Essays in corporate financing and investment decisions
2017-02-21T04:38:36Z (GMT) by
The evolution of corporate debt markets in recent decades, especially short-term debt facilities and bank debt, has made funding more accessible for corporate borrowers. On the other hand, the changing environment of debt markets also creates new challenges for corporate borrowers. First, as the debt maturity structure has become shorter, companies face higher liquidity pressure. Second, since banks also increasingly rely on short-term wholesale funding, the maturity mismatch of bank assets and liabilities has widened, further increasing economy-wide liquidity risk.

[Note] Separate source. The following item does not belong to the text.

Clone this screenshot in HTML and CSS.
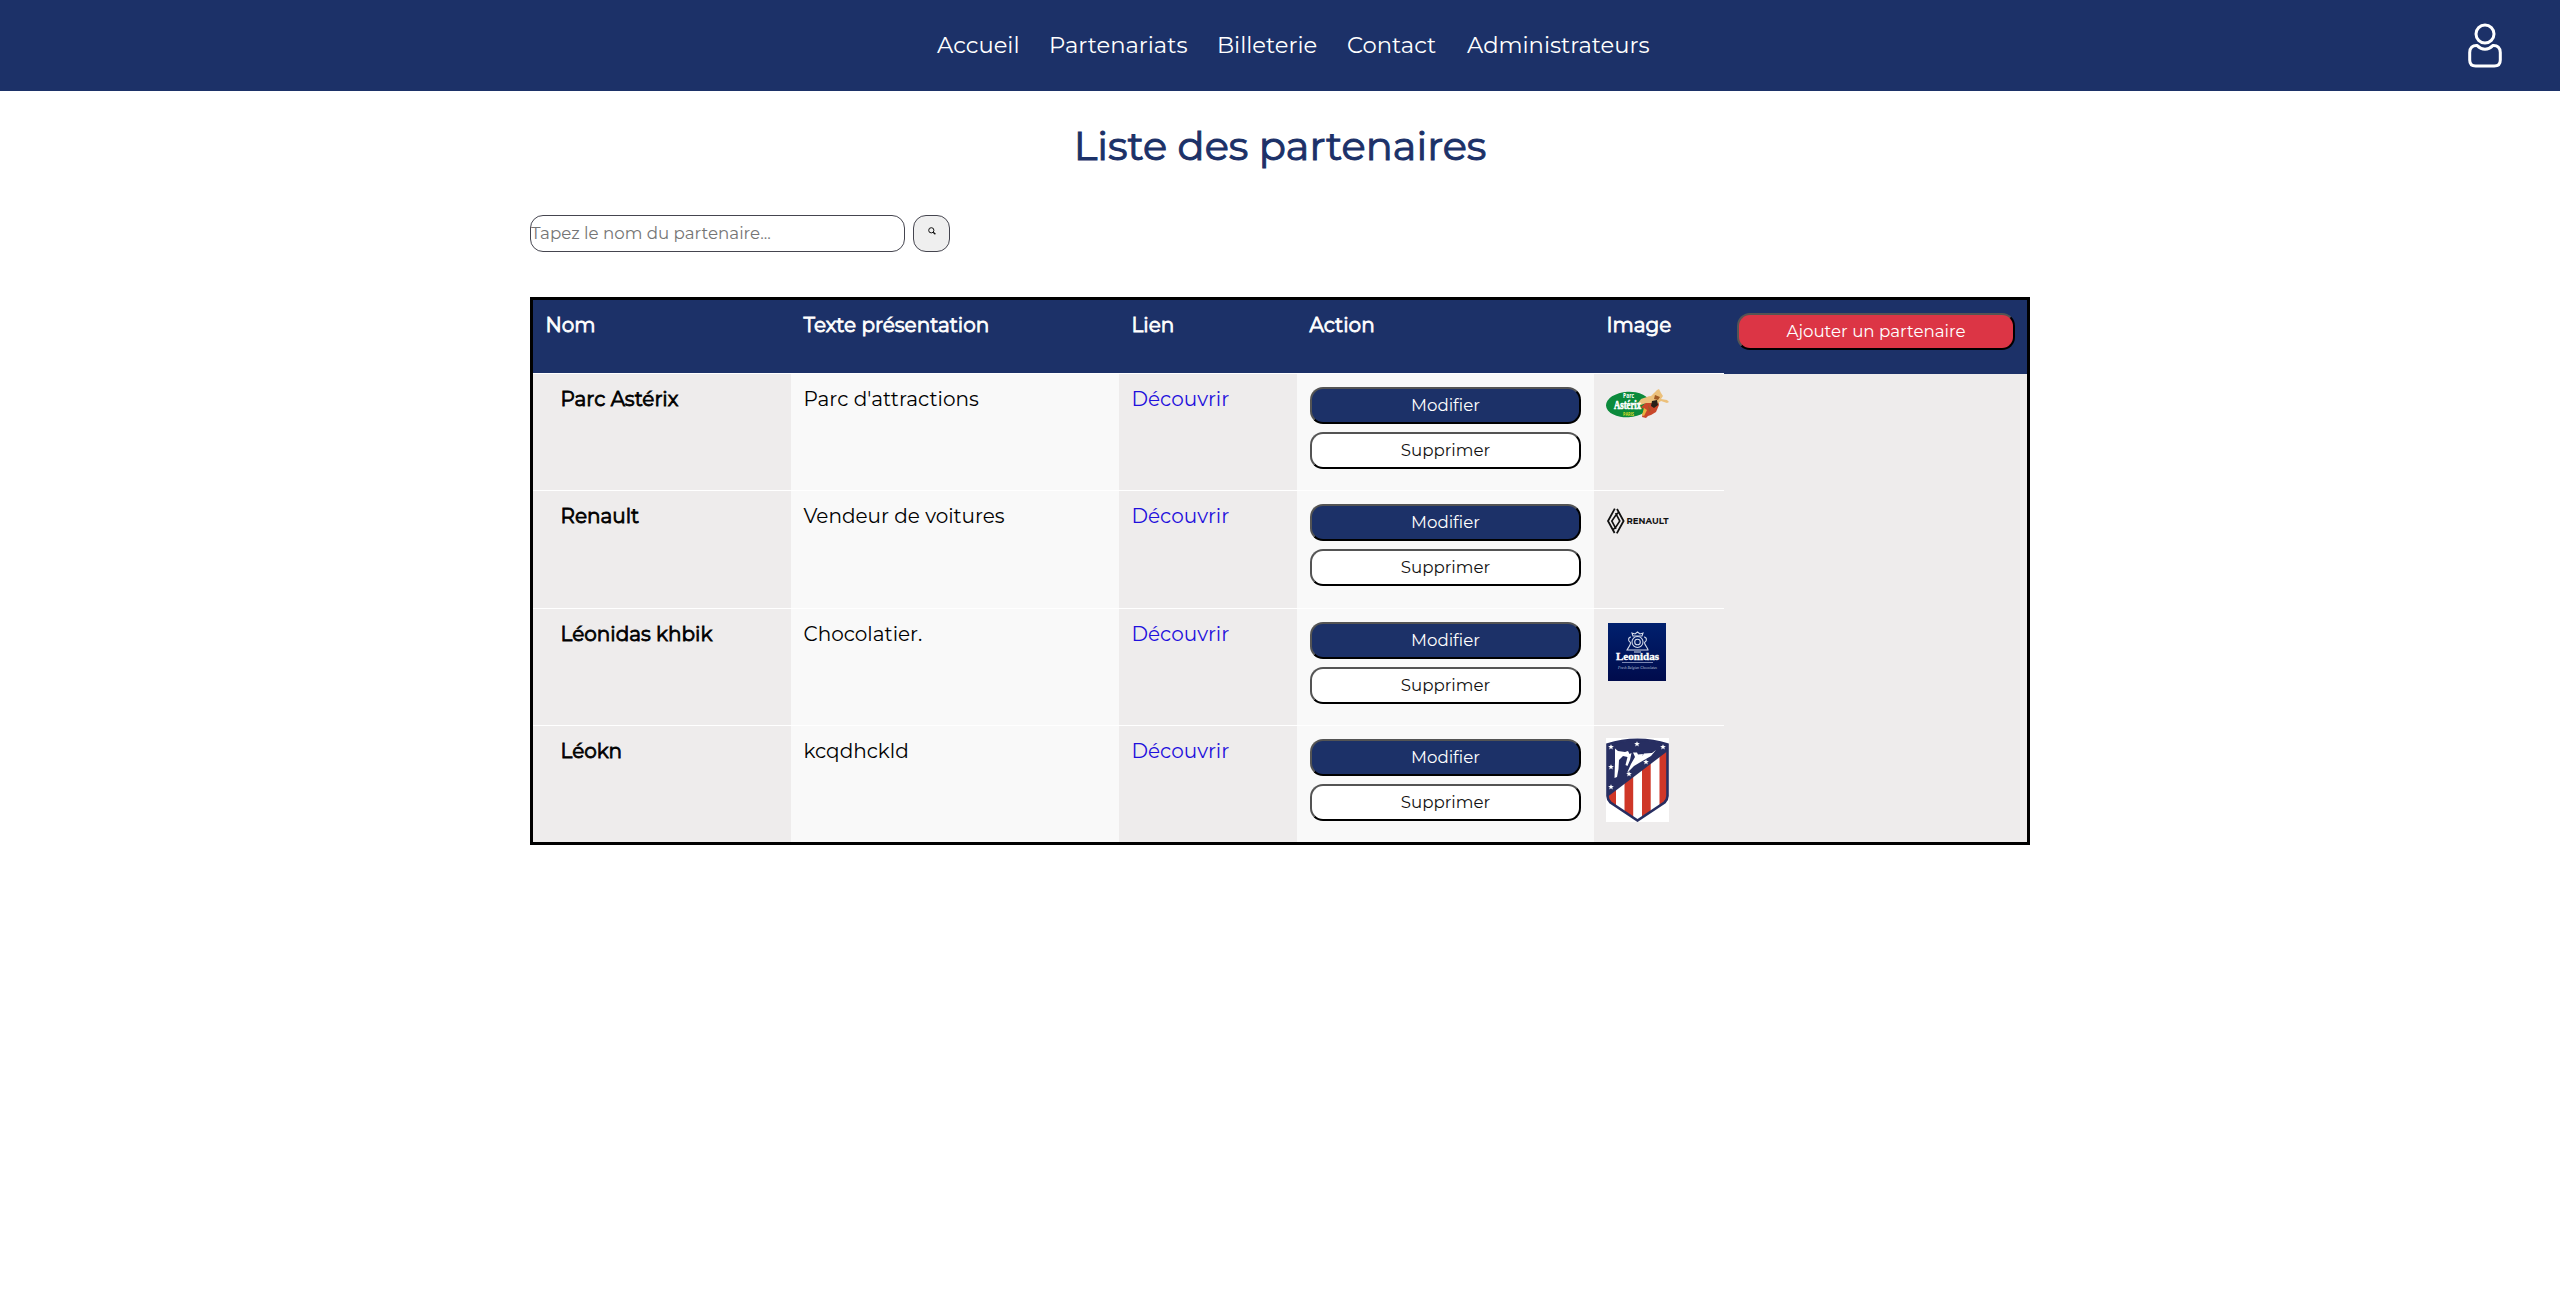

These problems were illustrated by the most recent liquidity crisis that lasted from 2007 to 2009. Understanding the implications of borrowing using short-term debt therefore is crucial for the modern corporate finance. Moreover, the issues regarding the maturity mismatch of the banking sector imply that fluctuations in bank credit might increase, as banks become more sensitive to liquidity constraints. This thesis explores a number of issues regarding the use of short-term debt by non-financial companies, as well as the implications of fluctuations in bank credit for corporate financial and investment policies. The thesis contains three empirical research essays, presented individually in Chapters 2, 3 and 4. The first essay investigates the implications of debt maturity structure on corporate investment activities in the presence of firm specific default risk. The second and the third essays examine the implications of bank credit cycles on corporate activities. Essay 2 studies the effect of bank credit cycles on firms’ choice of external financing issues, whereas Essay 3 examines the effect of bank credit on corporate liquidity management policies and the spending on different types of investment.